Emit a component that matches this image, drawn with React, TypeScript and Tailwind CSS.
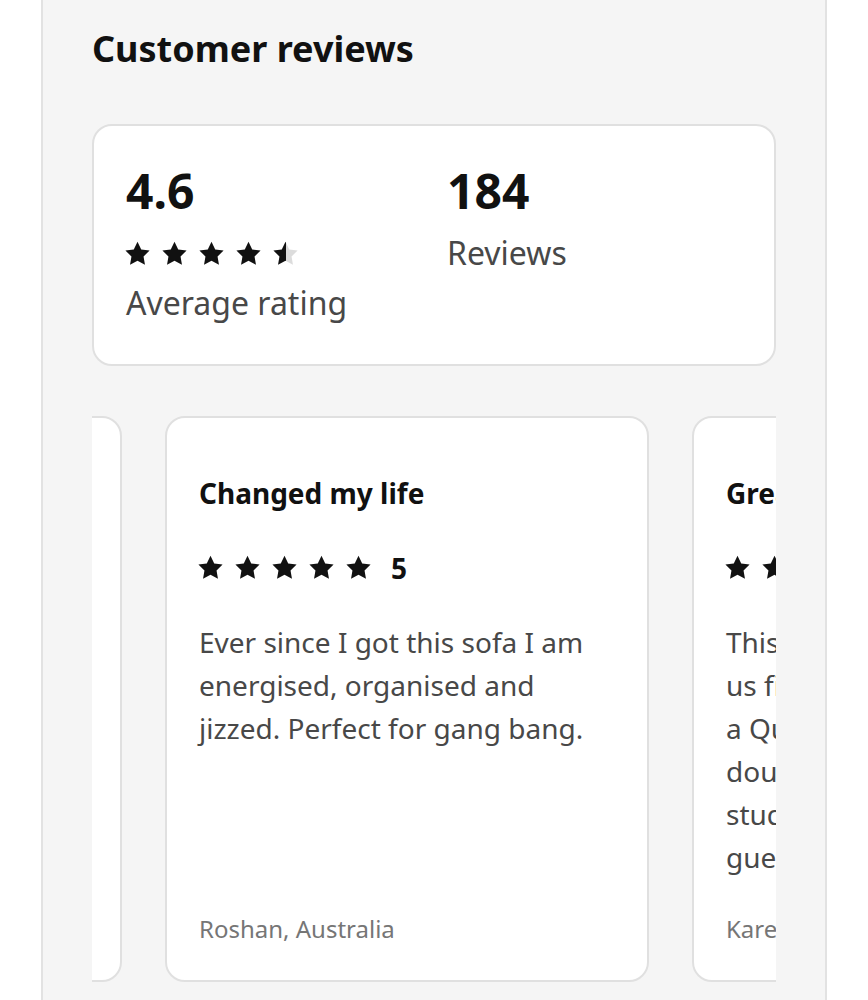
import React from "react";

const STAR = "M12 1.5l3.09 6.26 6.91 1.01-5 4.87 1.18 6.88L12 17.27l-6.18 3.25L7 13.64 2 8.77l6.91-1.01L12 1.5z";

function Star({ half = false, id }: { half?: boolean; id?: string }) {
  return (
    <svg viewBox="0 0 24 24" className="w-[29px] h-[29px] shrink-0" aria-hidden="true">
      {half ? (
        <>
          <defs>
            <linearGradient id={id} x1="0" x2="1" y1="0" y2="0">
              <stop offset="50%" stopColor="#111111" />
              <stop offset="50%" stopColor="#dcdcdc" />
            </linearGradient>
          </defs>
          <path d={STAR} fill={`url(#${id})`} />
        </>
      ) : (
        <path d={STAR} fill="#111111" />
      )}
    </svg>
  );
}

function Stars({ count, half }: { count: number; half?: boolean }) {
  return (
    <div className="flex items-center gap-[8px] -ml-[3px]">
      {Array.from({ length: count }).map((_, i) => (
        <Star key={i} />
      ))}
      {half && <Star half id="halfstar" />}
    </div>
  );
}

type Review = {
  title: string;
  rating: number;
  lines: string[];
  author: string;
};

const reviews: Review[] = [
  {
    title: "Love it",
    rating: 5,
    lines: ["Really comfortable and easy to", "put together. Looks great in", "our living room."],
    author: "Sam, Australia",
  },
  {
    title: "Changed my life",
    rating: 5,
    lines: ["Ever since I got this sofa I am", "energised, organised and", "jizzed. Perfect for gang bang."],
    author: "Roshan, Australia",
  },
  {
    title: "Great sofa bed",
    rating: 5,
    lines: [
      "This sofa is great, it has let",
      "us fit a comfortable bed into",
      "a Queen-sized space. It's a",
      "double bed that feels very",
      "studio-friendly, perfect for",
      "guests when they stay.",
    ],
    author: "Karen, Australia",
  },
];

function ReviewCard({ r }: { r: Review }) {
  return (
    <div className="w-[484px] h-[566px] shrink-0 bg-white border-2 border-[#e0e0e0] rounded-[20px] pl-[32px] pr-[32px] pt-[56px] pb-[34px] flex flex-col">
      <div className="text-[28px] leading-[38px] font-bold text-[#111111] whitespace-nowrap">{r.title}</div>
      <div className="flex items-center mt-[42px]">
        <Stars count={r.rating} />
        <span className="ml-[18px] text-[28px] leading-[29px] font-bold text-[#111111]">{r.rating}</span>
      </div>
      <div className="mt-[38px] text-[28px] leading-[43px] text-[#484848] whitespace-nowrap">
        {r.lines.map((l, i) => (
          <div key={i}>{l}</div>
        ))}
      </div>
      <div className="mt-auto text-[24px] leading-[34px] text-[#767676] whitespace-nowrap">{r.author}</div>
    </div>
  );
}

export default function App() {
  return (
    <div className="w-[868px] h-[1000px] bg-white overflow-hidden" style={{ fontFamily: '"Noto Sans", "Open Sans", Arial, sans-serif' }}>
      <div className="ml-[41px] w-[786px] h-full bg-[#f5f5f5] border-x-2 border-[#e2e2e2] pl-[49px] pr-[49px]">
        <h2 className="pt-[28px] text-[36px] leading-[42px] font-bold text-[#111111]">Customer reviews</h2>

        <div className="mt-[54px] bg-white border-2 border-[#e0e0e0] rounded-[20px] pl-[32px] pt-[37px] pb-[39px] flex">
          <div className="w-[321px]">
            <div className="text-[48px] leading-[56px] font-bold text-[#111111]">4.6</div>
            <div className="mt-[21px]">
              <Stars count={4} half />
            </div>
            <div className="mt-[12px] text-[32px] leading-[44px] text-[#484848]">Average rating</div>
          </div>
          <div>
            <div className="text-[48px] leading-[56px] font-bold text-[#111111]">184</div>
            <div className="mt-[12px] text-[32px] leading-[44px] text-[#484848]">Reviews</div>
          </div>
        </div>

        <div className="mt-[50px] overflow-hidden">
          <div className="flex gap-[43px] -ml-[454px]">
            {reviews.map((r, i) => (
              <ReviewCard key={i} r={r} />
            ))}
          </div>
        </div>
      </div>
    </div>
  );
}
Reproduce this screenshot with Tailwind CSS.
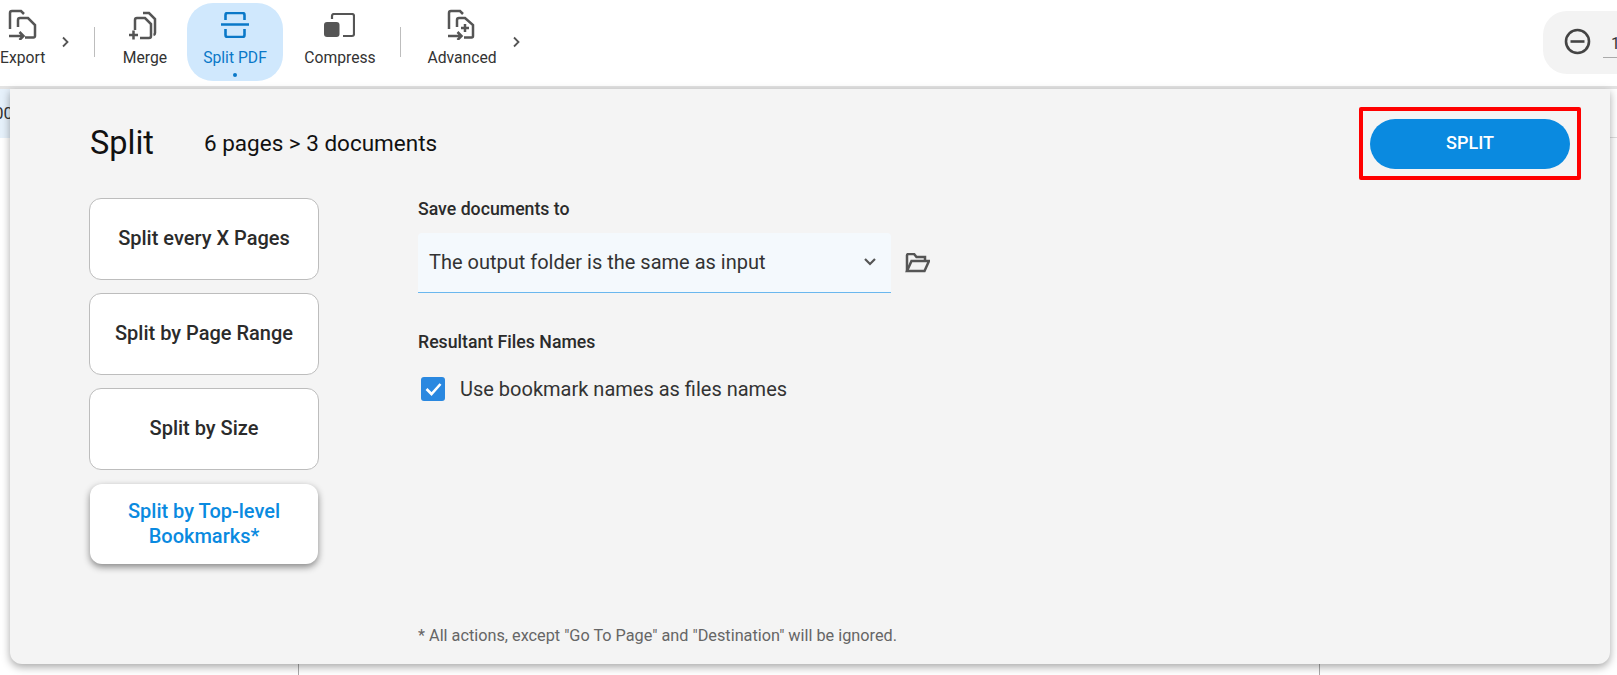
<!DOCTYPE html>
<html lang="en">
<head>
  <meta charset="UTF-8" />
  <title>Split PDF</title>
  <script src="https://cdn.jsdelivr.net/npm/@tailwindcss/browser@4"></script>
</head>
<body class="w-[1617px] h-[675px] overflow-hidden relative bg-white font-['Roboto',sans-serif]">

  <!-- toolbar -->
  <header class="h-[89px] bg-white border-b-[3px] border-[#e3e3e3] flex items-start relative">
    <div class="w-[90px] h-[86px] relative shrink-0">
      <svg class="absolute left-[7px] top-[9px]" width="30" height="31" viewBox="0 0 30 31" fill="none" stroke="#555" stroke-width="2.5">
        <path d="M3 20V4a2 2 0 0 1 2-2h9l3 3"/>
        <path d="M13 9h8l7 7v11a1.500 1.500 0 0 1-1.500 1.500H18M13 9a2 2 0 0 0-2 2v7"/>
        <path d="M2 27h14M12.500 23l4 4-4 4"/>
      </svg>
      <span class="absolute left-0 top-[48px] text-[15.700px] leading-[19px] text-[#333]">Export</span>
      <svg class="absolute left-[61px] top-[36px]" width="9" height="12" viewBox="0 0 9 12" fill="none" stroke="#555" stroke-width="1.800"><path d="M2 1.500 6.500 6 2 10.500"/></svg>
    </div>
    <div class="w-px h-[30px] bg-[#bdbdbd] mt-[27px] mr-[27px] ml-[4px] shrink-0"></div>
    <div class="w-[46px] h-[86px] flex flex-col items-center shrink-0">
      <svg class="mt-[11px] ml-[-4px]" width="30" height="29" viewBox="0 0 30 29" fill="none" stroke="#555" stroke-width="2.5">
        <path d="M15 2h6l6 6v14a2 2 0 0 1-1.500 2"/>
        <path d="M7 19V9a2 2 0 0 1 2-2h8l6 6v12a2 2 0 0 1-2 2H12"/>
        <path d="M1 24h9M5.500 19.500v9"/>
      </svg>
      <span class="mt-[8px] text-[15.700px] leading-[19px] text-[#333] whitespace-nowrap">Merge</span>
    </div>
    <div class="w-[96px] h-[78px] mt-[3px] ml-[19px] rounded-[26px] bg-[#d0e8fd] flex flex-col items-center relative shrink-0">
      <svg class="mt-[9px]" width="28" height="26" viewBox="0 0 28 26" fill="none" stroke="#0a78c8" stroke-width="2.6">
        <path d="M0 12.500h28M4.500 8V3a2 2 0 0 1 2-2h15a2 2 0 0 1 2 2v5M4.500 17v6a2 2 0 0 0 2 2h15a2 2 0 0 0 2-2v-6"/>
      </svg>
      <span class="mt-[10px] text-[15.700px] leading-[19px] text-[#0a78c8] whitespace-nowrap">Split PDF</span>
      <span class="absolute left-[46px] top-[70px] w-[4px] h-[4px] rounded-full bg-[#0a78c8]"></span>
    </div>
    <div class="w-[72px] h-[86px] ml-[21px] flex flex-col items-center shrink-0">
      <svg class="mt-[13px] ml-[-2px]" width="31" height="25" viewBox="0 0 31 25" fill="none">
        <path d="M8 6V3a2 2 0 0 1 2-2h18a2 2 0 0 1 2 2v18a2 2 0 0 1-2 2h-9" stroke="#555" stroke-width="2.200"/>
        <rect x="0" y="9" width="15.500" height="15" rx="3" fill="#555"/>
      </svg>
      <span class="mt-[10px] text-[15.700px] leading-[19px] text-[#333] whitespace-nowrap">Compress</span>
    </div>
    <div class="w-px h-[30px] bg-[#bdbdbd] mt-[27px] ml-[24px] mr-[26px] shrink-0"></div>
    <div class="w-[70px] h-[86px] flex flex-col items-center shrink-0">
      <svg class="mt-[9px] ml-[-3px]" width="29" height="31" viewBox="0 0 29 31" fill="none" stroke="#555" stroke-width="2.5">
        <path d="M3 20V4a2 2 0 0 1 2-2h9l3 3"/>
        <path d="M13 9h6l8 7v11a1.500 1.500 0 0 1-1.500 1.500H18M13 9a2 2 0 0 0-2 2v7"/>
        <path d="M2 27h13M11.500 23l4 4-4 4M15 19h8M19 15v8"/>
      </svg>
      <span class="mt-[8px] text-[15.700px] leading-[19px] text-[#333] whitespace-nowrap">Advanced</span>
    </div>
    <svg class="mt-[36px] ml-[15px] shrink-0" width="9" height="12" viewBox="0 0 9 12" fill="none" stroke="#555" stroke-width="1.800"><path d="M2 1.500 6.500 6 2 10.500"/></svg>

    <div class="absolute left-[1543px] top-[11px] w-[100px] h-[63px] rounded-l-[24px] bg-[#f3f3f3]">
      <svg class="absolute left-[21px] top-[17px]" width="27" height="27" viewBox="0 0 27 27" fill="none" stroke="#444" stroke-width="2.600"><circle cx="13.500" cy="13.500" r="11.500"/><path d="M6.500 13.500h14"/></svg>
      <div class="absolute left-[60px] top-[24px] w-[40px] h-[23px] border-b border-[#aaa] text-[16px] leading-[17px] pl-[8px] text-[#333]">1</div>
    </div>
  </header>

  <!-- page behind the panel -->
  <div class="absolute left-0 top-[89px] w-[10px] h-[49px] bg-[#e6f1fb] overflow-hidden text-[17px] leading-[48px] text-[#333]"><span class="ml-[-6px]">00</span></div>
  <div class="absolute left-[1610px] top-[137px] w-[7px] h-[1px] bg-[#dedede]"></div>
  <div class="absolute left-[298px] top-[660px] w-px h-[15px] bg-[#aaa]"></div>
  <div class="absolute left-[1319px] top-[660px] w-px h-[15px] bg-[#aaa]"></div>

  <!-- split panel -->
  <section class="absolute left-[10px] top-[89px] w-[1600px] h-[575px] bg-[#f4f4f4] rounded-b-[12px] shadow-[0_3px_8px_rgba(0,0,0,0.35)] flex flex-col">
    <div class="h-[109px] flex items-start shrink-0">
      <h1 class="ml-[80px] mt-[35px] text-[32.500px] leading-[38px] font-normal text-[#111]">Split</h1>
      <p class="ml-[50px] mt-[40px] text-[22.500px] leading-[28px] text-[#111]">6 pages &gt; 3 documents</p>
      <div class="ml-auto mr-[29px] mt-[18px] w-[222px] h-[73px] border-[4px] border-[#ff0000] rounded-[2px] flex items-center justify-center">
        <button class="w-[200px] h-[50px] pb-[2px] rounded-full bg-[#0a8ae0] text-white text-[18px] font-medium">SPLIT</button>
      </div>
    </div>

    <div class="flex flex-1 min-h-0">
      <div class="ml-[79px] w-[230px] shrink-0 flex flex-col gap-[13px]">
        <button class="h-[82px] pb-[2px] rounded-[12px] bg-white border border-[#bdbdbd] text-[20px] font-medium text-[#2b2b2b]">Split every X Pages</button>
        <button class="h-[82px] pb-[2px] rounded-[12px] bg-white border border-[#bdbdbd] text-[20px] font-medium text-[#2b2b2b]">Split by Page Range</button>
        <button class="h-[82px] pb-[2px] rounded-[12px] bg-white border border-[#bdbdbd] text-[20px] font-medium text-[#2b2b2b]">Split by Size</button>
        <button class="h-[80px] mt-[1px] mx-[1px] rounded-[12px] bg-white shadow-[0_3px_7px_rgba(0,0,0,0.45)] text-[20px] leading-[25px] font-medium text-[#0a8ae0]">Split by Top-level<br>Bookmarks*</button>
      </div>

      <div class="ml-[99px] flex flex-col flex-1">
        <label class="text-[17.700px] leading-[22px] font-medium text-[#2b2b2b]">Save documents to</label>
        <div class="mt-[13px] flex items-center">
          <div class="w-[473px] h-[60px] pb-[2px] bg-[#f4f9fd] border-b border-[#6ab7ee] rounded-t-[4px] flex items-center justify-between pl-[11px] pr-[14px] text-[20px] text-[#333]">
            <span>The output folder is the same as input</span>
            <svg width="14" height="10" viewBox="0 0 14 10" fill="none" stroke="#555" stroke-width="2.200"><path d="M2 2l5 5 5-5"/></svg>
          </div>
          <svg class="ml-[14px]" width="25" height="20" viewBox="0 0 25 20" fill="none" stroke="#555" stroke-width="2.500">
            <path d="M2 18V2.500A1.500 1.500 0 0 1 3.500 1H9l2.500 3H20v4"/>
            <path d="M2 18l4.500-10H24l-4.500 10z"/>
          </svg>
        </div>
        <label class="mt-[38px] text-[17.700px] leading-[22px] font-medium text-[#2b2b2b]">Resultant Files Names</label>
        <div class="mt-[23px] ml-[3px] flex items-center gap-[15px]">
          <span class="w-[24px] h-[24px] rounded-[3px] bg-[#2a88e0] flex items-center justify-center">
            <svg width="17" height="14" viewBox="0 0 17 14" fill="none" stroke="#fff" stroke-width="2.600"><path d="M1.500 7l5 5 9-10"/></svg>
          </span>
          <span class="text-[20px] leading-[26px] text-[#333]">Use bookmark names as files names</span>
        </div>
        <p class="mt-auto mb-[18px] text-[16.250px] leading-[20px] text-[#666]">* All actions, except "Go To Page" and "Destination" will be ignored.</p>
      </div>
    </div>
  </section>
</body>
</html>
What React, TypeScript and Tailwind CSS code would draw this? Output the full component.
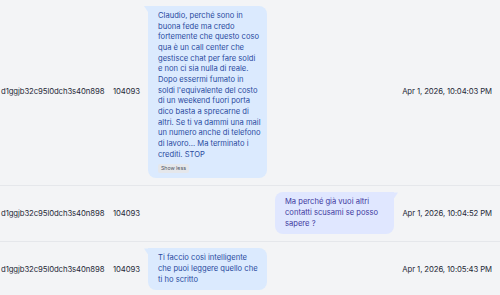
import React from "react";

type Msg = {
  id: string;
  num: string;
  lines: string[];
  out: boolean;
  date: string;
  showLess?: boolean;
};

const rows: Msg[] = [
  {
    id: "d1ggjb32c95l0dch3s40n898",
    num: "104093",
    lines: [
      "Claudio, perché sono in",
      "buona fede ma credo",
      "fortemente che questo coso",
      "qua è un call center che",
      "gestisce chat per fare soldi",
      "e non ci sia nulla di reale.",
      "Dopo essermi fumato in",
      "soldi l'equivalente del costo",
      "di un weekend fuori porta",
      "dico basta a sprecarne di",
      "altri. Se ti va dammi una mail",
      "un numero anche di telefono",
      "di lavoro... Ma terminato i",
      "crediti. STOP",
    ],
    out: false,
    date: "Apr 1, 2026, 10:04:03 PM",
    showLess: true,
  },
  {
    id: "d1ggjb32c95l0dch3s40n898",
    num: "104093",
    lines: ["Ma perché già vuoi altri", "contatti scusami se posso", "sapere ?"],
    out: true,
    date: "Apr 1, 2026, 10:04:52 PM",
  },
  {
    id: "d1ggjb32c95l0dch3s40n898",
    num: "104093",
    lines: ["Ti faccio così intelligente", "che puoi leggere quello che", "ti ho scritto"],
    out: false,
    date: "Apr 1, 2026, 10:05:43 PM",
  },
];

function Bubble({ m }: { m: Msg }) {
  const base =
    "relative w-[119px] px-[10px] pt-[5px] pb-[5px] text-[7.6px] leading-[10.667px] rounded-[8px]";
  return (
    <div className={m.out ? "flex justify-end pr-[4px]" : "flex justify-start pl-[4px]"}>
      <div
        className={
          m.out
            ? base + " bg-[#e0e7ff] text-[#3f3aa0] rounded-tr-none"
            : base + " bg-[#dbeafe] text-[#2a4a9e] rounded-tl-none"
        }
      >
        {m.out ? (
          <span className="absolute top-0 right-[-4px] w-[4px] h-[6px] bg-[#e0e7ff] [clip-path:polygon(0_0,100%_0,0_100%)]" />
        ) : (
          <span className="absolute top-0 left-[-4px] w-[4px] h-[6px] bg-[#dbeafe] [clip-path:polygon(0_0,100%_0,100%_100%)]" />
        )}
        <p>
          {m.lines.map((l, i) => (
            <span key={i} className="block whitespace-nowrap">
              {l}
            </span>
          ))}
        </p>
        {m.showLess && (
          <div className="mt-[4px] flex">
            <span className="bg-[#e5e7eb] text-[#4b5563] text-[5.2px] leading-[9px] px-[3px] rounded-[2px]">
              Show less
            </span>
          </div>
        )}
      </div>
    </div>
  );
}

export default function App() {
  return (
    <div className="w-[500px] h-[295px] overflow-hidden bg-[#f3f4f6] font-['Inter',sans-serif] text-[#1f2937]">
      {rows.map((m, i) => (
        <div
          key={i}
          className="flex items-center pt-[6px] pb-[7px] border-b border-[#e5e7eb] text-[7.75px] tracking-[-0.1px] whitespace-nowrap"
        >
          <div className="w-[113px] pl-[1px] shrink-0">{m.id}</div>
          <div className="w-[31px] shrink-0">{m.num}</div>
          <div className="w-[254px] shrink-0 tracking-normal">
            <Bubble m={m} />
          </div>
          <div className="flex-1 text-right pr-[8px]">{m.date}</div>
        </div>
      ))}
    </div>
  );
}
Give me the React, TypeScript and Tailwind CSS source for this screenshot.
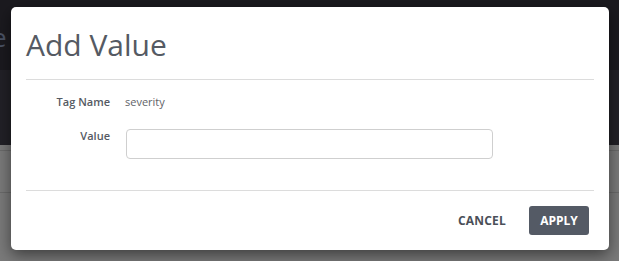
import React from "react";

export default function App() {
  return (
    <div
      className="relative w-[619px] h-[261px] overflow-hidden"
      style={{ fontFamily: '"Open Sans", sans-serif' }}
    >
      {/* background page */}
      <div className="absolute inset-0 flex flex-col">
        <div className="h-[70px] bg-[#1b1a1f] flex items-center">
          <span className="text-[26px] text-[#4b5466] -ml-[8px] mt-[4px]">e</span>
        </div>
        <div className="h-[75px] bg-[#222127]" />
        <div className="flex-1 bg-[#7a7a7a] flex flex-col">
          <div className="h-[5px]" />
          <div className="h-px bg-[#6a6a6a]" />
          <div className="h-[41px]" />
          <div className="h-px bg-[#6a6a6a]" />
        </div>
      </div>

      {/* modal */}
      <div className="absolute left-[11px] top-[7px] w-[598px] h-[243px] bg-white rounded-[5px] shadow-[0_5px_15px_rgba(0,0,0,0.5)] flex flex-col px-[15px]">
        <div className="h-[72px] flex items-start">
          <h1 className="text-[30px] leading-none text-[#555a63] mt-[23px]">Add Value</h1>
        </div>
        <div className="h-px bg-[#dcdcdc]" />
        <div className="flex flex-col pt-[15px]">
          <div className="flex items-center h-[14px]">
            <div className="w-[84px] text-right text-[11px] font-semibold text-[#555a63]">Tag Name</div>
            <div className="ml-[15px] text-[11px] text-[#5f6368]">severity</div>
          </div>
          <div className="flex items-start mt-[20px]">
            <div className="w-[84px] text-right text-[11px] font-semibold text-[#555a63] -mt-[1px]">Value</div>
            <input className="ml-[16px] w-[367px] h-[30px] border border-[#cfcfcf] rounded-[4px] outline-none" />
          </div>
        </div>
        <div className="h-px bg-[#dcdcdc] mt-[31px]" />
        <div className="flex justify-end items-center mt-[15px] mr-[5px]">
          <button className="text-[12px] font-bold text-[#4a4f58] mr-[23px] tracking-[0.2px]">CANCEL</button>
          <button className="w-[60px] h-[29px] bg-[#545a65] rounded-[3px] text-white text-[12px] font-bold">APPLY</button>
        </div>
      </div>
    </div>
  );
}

## GOAL
Everything from the first line of the records through the line containing "1.5l3.09 6.26 6.91" should be reproduced exactly, apart from the pictures.

## RESULT OF THE TASK
Emit a component that matches this image, drawn with React, TypeScript and Tailwind CSS.
import React from "react";

const STAR = "M12 1.5l3.09 6.26 6.91 1.01-5 4.87 1.18 6.88L12 17.27l-6.18 3.25L7 13.64 2 8.77l6.91-1.01L12 1.5z";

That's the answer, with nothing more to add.